>> begin Provided data
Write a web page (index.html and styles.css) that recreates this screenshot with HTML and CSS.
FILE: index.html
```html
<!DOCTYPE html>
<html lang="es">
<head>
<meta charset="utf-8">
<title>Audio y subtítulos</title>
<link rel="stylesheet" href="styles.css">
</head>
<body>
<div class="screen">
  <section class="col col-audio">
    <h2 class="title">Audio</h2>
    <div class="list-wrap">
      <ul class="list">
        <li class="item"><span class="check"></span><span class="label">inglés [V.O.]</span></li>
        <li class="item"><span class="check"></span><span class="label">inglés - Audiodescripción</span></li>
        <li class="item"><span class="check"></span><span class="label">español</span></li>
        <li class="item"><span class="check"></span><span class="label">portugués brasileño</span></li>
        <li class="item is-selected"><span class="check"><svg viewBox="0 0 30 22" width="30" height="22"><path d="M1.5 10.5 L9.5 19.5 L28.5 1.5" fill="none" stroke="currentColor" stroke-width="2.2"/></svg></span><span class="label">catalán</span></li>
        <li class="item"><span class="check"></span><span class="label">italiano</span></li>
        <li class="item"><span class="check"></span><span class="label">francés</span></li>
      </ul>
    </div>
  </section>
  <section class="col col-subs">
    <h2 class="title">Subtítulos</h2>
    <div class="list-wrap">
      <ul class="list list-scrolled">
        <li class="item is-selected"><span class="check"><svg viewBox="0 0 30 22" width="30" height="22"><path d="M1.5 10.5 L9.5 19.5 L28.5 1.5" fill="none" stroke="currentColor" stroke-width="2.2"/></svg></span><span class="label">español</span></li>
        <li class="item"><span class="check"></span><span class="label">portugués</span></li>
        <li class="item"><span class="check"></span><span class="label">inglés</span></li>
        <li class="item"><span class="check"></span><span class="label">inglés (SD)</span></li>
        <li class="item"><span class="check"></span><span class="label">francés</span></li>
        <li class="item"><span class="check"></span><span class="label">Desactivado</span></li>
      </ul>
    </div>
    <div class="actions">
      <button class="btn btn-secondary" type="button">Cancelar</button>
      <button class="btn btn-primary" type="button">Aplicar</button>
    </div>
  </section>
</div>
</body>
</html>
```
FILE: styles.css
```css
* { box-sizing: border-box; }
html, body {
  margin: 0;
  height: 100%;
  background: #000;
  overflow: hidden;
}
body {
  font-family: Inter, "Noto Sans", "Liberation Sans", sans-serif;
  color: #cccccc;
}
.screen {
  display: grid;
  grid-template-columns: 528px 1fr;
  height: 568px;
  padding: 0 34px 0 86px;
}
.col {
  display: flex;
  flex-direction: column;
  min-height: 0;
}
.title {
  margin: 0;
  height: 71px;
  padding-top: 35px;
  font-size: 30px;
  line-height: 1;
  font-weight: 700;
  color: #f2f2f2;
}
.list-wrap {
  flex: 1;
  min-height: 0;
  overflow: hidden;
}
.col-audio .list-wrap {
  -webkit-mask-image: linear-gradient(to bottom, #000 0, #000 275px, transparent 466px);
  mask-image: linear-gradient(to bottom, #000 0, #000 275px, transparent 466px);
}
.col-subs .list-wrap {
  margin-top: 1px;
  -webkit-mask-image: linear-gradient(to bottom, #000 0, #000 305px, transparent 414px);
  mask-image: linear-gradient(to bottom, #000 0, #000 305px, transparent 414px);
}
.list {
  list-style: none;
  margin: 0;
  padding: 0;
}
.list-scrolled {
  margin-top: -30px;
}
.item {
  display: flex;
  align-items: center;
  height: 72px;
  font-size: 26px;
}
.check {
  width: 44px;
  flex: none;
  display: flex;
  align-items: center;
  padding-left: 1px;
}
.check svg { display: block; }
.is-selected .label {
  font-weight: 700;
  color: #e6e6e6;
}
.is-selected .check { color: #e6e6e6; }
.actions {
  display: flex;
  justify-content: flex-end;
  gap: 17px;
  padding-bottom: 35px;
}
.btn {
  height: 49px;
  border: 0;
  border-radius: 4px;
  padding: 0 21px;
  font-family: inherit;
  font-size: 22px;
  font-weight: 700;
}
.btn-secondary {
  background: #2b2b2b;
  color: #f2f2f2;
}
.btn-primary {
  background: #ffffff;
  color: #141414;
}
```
>> end Provided data
>> begin Provided data
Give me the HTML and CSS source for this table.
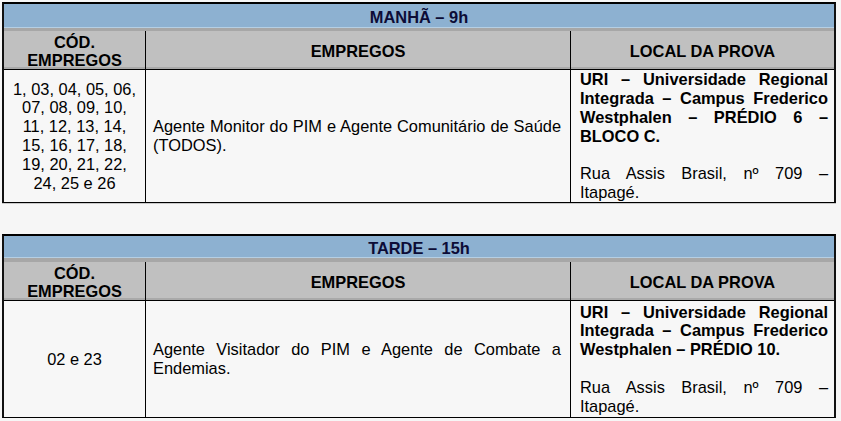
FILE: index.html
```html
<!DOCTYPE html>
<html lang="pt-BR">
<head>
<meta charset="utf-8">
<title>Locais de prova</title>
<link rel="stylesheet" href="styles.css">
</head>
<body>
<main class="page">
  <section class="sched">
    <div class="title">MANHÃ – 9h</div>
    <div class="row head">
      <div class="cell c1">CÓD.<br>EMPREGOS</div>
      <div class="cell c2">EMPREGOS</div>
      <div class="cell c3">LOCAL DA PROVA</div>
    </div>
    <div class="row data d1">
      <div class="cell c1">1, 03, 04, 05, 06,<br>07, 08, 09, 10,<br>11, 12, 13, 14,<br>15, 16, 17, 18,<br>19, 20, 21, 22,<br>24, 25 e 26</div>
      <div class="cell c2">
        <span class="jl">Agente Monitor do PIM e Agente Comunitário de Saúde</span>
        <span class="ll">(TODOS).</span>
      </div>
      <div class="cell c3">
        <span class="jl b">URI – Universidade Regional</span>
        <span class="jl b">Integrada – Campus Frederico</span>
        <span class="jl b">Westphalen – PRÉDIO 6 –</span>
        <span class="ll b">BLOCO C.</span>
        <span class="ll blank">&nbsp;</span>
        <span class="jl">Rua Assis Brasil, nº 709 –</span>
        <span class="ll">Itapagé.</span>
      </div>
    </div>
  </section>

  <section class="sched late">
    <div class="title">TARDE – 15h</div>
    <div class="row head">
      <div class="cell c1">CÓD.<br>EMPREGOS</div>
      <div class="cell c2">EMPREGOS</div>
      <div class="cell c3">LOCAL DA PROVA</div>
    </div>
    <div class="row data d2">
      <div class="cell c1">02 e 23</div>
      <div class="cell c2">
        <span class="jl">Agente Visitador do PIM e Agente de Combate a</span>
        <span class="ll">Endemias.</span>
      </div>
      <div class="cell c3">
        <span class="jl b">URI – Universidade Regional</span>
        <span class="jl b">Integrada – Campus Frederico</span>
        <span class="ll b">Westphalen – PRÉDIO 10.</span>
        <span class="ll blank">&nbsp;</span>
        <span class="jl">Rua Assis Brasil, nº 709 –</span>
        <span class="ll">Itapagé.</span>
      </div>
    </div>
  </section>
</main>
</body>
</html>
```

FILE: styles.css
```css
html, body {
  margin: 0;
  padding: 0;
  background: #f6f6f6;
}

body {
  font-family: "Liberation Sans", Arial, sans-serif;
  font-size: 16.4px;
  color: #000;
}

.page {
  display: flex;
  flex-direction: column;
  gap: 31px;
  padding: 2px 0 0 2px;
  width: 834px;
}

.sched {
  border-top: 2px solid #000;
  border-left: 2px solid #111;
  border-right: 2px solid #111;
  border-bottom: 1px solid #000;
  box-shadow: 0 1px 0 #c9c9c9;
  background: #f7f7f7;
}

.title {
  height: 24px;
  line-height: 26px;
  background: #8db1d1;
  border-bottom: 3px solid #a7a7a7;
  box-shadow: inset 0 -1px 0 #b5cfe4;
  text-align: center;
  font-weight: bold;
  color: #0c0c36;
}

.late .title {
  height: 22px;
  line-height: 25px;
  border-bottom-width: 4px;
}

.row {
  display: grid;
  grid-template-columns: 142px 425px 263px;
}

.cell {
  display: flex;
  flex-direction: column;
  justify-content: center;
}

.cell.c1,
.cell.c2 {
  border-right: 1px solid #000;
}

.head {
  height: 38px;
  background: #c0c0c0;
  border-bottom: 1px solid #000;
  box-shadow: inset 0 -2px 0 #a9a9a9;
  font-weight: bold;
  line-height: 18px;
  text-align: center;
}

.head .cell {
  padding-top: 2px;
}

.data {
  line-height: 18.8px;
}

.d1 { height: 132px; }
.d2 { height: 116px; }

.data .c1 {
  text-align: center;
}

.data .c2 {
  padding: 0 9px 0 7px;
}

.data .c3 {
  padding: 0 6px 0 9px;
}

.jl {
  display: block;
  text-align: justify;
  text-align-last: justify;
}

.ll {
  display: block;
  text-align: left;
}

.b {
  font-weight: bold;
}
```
>> end Provided data
>> begin Provided data
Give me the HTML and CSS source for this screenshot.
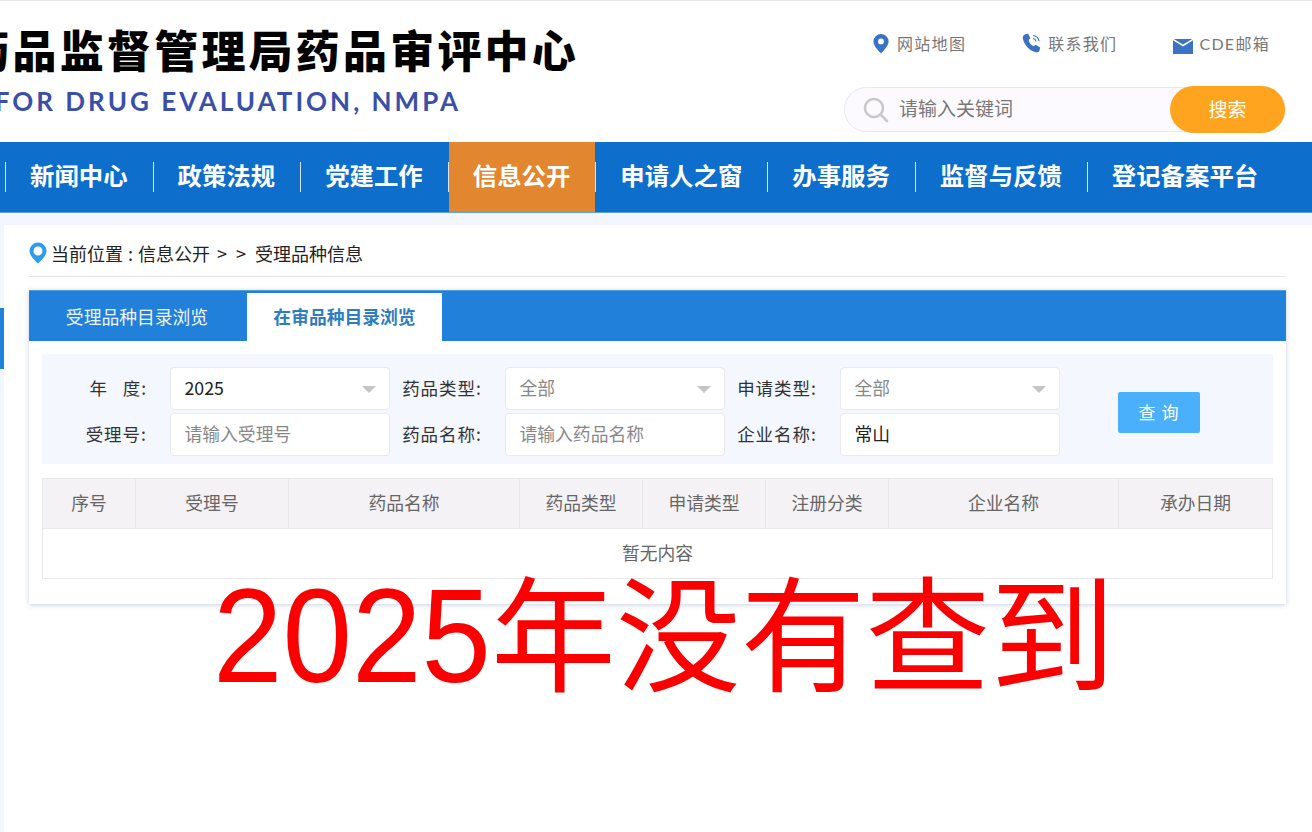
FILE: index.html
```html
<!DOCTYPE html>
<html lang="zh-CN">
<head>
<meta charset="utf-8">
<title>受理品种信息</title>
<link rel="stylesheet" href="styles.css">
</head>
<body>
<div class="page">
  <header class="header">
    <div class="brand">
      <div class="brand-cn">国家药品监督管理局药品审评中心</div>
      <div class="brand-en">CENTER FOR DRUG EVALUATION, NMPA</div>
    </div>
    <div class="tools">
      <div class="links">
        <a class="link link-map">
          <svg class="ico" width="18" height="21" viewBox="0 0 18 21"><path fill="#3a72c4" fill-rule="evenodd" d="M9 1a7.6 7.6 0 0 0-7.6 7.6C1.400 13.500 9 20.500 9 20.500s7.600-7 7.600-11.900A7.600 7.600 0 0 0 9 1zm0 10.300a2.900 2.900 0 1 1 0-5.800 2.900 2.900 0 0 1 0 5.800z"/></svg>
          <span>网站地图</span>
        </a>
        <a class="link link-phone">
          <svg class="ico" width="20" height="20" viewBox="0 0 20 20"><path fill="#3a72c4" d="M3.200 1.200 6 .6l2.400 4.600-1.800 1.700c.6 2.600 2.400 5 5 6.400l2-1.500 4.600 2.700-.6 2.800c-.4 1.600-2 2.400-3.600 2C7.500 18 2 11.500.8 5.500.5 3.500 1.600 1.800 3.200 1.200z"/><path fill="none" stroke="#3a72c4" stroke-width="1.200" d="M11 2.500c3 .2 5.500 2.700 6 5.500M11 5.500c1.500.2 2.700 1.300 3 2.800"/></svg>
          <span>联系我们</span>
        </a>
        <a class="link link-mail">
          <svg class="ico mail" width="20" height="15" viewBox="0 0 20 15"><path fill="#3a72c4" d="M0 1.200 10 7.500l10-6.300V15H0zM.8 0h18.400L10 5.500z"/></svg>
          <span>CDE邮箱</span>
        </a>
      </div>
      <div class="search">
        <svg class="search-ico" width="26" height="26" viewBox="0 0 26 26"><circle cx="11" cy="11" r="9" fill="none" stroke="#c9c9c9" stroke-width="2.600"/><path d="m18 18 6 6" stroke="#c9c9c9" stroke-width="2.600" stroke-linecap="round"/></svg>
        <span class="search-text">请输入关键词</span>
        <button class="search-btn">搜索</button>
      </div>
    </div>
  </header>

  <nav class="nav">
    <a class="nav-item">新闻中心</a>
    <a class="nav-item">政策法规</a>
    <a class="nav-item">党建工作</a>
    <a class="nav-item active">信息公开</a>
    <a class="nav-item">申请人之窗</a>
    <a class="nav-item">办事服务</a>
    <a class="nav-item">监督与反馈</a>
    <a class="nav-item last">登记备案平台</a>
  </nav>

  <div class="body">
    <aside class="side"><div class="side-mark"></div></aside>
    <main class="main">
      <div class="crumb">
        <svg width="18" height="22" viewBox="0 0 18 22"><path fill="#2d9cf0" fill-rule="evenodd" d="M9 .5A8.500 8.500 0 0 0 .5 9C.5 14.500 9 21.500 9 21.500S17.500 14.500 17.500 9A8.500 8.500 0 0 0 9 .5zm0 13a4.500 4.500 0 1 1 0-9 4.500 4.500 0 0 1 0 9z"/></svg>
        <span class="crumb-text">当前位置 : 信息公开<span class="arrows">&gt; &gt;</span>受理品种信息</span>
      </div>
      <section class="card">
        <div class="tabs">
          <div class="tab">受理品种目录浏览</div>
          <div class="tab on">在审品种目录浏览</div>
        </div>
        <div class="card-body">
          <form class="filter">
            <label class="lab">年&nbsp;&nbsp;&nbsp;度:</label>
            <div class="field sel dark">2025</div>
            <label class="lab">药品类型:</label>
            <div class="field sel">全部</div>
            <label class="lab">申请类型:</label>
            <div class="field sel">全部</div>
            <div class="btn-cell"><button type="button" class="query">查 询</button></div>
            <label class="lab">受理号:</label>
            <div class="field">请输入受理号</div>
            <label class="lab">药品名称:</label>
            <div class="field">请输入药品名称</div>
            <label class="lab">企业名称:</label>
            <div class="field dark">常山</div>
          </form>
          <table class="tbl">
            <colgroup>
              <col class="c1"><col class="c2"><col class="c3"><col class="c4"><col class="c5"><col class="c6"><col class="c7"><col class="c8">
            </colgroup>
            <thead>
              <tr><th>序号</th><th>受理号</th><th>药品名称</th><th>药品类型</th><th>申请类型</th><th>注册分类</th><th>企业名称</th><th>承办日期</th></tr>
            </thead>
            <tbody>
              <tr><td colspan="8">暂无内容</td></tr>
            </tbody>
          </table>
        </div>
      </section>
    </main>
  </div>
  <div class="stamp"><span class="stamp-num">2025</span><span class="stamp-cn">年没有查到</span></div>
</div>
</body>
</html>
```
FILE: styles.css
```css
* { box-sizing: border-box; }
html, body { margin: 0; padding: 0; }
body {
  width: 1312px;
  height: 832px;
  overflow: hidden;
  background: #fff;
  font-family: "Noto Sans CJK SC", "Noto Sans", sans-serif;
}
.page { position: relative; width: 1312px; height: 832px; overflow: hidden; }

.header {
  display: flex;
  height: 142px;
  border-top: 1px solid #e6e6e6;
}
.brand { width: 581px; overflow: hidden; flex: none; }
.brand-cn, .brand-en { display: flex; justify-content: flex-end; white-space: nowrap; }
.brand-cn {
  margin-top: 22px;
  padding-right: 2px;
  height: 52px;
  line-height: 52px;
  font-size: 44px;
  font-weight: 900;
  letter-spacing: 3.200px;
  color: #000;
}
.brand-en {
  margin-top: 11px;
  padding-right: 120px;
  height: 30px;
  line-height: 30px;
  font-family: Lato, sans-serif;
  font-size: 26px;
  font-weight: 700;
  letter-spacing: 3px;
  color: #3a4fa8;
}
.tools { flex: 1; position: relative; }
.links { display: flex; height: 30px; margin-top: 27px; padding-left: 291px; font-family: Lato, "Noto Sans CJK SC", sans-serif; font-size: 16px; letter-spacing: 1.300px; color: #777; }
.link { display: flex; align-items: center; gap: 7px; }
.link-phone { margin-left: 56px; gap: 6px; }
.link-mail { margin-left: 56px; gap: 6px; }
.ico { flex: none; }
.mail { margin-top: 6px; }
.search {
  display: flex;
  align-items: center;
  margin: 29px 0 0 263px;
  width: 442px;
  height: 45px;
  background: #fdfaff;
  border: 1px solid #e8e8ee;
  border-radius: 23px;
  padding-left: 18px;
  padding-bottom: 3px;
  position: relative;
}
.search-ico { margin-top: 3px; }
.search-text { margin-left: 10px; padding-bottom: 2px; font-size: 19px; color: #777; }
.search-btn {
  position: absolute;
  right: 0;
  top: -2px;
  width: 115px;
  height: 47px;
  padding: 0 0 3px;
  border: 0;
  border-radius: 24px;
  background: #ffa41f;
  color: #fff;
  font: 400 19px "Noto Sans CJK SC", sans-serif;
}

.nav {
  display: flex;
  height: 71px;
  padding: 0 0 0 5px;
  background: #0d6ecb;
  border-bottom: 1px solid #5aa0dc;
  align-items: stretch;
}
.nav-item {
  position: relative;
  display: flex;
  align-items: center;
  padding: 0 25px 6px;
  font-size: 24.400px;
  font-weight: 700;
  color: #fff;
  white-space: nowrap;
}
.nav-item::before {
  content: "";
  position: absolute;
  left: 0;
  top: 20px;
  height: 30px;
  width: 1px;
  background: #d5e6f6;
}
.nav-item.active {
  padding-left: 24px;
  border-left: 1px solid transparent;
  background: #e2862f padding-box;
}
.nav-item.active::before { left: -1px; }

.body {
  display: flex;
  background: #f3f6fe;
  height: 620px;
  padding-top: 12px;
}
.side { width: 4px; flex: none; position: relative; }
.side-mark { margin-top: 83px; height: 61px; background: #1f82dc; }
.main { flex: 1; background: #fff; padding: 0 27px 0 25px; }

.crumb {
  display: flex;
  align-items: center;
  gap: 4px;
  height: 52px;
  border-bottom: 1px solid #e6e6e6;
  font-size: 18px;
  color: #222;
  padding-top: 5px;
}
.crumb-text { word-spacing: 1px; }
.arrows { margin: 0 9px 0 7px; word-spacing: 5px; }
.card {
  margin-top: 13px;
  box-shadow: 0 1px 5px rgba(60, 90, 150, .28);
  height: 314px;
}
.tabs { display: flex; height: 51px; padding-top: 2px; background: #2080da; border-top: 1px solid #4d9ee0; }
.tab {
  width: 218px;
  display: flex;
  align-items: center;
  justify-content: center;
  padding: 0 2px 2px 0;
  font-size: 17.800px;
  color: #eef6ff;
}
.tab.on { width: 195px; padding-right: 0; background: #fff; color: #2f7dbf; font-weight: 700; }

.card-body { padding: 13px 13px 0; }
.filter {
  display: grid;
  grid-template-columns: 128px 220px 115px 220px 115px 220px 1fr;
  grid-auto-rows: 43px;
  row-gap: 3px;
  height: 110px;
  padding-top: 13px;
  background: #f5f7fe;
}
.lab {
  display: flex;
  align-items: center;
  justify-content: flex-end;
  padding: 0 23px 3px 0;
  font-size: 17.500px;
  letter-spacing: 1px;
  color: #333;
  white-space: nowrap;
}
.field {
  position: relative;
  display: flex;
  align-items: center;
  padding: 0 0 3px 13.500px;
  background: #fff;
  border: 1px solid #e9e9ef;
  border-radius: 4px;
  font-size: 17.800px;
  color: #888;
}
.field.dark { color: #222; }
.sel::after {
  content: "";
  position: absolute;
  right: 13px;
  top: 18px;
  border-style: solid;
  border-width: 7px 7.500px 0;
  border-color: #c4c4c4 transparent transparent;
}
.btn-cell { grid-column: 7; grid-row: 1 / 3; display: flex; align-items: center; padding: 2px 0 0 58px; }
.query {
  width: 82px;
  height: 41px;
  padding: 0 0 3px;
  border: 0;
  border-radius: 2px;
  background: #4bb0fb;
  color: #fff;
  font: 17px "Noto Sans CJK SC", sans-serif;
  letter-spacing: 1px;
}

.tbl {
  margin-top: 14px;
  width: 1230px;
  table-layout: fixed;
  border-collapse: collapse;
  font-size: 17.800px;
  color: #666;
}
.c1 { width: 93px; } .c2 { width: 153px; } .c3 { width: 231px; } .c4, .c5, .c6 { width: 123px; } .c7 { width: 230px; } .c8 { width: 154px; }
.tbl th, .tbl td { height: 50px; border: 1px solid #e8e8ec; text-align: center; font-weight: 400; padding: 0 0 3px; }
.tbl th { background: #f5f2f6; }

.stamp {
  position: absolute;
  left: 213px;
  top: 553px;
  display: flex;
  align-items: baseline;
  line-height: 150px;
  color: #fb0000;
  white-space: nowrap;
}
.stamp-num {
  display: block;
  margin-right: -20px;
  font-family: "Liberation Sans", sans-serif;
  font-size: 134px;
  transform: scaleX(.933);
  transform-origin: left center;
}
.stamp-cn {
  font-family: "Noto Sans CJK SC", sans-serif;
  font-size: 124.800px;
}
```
>> end Provided data
◆ **Exercise brief**:
In the entries above, find each line with the word "table" and show it.

◆ **Task output**:
Give me the HTML and CSS source for this table.
          <table class="tbl">
          </table>
  table-layout: fixed;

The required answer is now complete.